I would jump at the chance of going back to the pre-school days when the child in your arms smelled of Johnson's Baby Powder or Baby Magic Lotion and the look on their faces meant that you were the most important being in their lives. I couldn't get enough of them and am sorry now that we didn't stick tothe original plan for six. Motherhood was the closest bond in the early school years, but as they approached high school, fatherhood took over slowly. I remember reading that children of tender years are best left with the mom, but children of business years are the perview of the father. His ability to cut to the chase in any given circumstance is a gift that few women have. They also, are afraid to cross dad, because they are just not certain how far they can go with dad. I was so lucky that my children respected my wimpiness. We never had any problems raising them. God is good! The oldest tried two cigarettes and came home and stood in her oppen window for an hour, because she felt so sick. She told us the next day.

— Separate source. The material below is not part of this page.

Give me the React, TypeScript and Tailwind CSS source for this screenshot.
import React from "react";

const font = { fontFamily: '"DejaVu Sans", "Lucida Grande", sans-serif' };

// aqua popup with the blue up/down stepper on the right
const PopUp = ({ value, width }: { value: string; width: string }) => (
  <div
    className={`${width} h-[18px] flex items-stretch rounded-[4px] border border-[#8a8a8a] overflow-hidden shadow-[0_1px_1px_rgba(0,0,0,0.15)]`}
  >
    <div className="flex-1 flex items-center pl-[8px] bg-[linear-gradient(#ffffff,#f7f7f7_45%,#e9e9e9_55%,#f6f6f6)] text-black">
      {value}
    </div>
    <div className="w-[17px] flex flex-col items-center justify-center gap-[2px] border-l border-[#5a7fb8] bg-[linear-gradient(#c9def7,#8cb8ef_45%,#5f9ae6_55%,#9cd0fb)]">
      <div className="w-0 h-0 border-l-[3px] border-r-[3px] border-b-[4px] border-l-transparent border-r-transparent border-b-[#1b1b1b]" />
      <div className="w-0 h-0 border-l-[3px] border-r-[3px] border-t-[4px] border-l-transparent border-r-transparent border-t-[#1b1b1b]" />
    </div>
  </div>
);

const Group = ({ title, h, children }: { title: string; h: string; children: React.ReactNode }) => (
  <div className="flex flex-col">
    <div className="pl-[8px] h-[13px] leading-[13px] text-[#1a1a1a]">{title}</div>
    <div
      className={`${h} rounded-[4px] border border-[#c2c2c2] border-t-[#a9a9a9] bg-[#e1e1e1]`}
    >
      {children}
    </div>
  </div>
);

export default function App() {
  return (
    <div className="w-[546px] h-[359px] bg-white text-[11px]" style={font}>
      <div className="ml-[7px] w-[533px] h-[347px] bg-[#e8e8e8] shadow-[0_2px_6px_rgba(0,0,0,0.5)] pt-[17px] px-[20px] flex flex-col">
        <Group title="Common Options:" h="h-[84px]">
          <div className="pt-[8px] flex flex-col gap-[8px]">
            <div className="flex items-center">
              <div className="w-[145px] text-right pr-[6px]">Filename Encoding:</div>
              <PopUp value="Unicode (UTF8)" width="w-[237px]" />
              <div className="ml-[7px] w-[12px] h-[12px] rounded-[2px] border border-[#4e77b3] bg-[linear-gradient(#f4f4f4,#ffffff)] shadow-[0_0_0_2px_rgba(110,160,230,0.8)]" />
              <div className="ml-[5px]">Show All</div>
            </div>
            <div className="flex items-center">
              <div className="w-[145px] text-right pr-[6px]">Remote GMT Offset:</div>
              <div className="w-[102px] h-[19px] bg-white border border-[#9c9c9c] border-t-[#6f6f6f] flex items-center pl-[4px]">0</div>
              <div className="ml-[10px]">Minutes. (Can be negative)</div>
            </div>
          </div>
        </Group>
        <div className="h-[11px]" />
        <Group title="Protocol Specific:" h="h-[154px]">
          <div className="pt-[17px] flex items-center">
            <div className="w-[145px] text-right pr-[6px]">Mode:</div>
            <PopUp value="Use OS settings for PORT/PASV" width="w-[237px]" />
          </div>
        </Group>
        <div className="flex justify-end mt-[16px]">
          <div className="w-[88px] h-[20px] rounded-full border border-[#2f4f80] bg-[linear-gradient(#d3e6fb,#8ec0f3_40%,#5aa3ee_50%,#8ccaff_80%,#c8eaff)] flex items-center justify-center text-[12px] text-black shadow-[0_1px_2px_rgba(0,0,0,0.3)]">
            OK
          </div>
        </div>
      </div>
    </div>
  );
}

The youngest went to adinner party as a senior and the idiot parents served Tom Collins with dinner. She had two and came home and went to bed very early. We had company for dinner and the oldest one checked on her and came back and said, "It's okay---she's just drunk!" We didn't get mad at her, but at the parents who had the poor judgement to serve liquor to underage kids. None of them went to the alter with a bun in the oven, none of them has used drugs, been arested or bankrupt. The oldest did get divorced after three boys and ten years, because he had a girlfriend. She has remained single for eighteen years to raise those boys and besides being a mommy to three pre-schoolers --- she taught 3rd grade full time and got her Master+ in the two years after the divorce. She just got home from a missions trip to Moscow for our church. Her oldest boy works in Washington for a govenor, and the second boy is at the Defense Language School in Monterey, CA for eighten months of Arabic and her last one is a sophomore in college studying the basics, before he chooses a major.

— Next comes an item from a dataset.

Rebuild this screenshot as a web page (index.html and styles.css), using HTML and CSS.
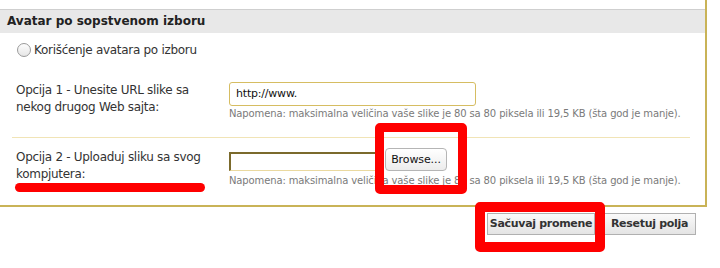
FILE: index.html
```html
<!DOCTYPE html>
<html lang="sr">
<head>
<meta charset="UTF-8">
<title>Avatar po sopstvenom izboru</title>
<link rel="stylesheet" href="styles.css">
</head>
<body>

<div class="panel">
  <div class="panel-head">Avatar po sopstvenom izboru</div>

  <label class="radio-row">
    <span class="radio"></span>
    Korišćenje avatara po izboru
  </label>

  <div class="opt-row">
    <div class="opt-label">Opcija 1 - Unesite URL slike sa nekog drugog Web sajta:</div>
    <div class="opt-field">
      <div class="url-input">http://www.</div>
      <div class="note">Napomena: maksimalna veličina vaše slike je 80 sa 80 piksela ili 19,5 KB (šta god je manje).</div>
    </div>
  </div>

  <div class="opt-row second">
    <div class="opt-label">Opcija 2 - Uploaduj sliku sa svog kompjutera:</div>
    <div class="opt-field">
      <div class="file-line">
        <div class="file-input"></div>
        <div class="browse">Browse...</div>
      </div>
      <div class="note">Napomena: maksimalna veličina vaše slike je 80 sa 80 piksela ili 19,5 KB (šta god je manje).</div>
    </div>
  </div>
</div>

<div class="actions">
  <div class="btn save">Sačuvaj promene</div>
  <div class="btn reset">Resetuj polja</div>
</div>

<!-- red marks drawn over the screenshot -->
<div class="mark mark-browse"></div>
<div class="mark mark-save"></div>
<div class="mark-line"></div>

</body>
</html>
```

FILE: styles.css
```css
body {
  margin: 0;
  background: #fff;
  font-family: 'DejaVu Sans', Verdana, sans-serif;
  color: #222;
  position: relative;
  width: 720px;
  height: 268px;
  overflow: hidden;
}

.panel {
  width: 707px;
  height: 207px;
  padding-top: 9px;
  border-right: 2px solid #c9b357;
  border-bottom: 2px solid #c9b357;
  box-sizing: border-box;
}

.panel-head {
  border-top: 1px solid #cfcfcf;
  background: #e8e8e8;
  height: 23px;
  line-height: 23px;
  padding-left: 7px;
  font-weight: bold;
  font-size: 12px;
  color: #222;
}

.radio-row {
  display: flex;
  align-items: center;
  height: 34px;
  padding-left: 17px;
  font-size: 12px;
  letter-spacing: -0.3px;
  color: #333;
}

.radio {
  width: 12px;
  height: 12px;
  border: 1px solid #9a9a9a;
  border-radius: 50%;
  background: linear-gradient(#fdfdfd, #e6e6e6);
  margin-right: 3px;
}

.opt-row {
  display: grid;
  grid-template-columns: 213px 1fr;
  padding: 15px 0 18px 4px;
  margin: 0 15px 0 12px;
  border-bottom: 1px solid #f1e4b6;
}

.opt-row.second {
  border-bottom: none;
  padding-top: 10px;
  padding-bottom: 0;
}

.opt-label {
  font-size: 12px;
  letter-spacing: -0.3px;
  line-height: 17px;
  color: #333;
  padding-right: 20px;
}

.second .opt-label {
  padding-top: 1px;
}

.url-input {
  width: 247px;
  height: 24px;
  box-sizing: border-box;
  border: 1px solid #d6bd62;
  border-radius: 3px;
  font-size: 11px;
  letter-spacing: -0.2px;
  line-height: 22px;
  padding-left: 6px;
  color: #111;
}

.note {
  font-size: 10px;
  letter-spacing: -0.13px;
  color: #7a7a7a;
  margin-top: 2px;
  white-space: nowrap;
}

.second .note {
  margin-top: 4px;
}

.file-line {
  display: flex;
  align-items: flex-end;
  height: 23px;
}

.file-input {
  width: 149px;
  height: 19px;
  box-sizing: border-box;
  border-top: 2px solid #7b6a2c;
  border-left: 2px solid #7b6a2c;
  border-right: 1px solid #ead9a0;
  border-bottom: 1px solid #ead9a0;
}

.browse {
  margin-left: 7px;
  align-self: flex-start;
  height: 23px;
  width: 62px;
  box-sizing: border-box;
  border: 1px solid #b5b5b5;
  border-radius: 4px;
  background: linear-gradient(#ffffff, #ececec);
  font-size: 11px;
  letter-spacing: -0.1px;
  line-height: 21px;
  text-align: center;
  color: #111;
}

.actions {
  display: flex;
  justify-content: flex-end;
  gap: 8px;
  padding: 6px 24px 0 0;
}

.btn {
  height: 22px;
  box-sizing: border-box;
  border: 1px solid #b0b0b0;
  background: linear-gradient(#fafafa, #e4e4e4);
  font-size: 11px;
  font-weight: bold;
  letter-spacing: -0.3px;
  line-height: 20px;
  text-align: center;
  color: #333;
}

.save {
  width: 108px;
}

.reset {
  width: 93px;
}

.mark {
  position: absolute;
  border: 9px solid #ff0000;
  border-radius: 5px;
  box-sizing: border-box;
}

.mark-browse {
  left: 375px;
  top: 123px;
  width: 92px;
  height: 71px;
}

.mark-save {
  left: 475px;
  top: 202px;
  width: 130px;
  height: 50px;
  border-width: 10px;
}

.mark-line {
  position: absolute;
  left: 15px;
  top: 183px;
  width: 190px;
  height: 9px;
  border-radius: 5px;
  background: #ff0000;
}
```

Our son paid for college himself and is the only support for a familyof six. His wife stays home and homeschools four kids. The youngest is also a nurse and works for a gastroenterology clinic.and she does videography. This interet has led her to Russia, Macedonia and Sebia for film work for our church missionaries. Her only remaining child goes to Nyack College in New York and is studying film and directing.
I don't know why our lives have been so blessed, but like I said in the beginning --- Are they cute, or what?
Hold your babies closely, love them hugely and thank God for the gift of life that some people will never experience.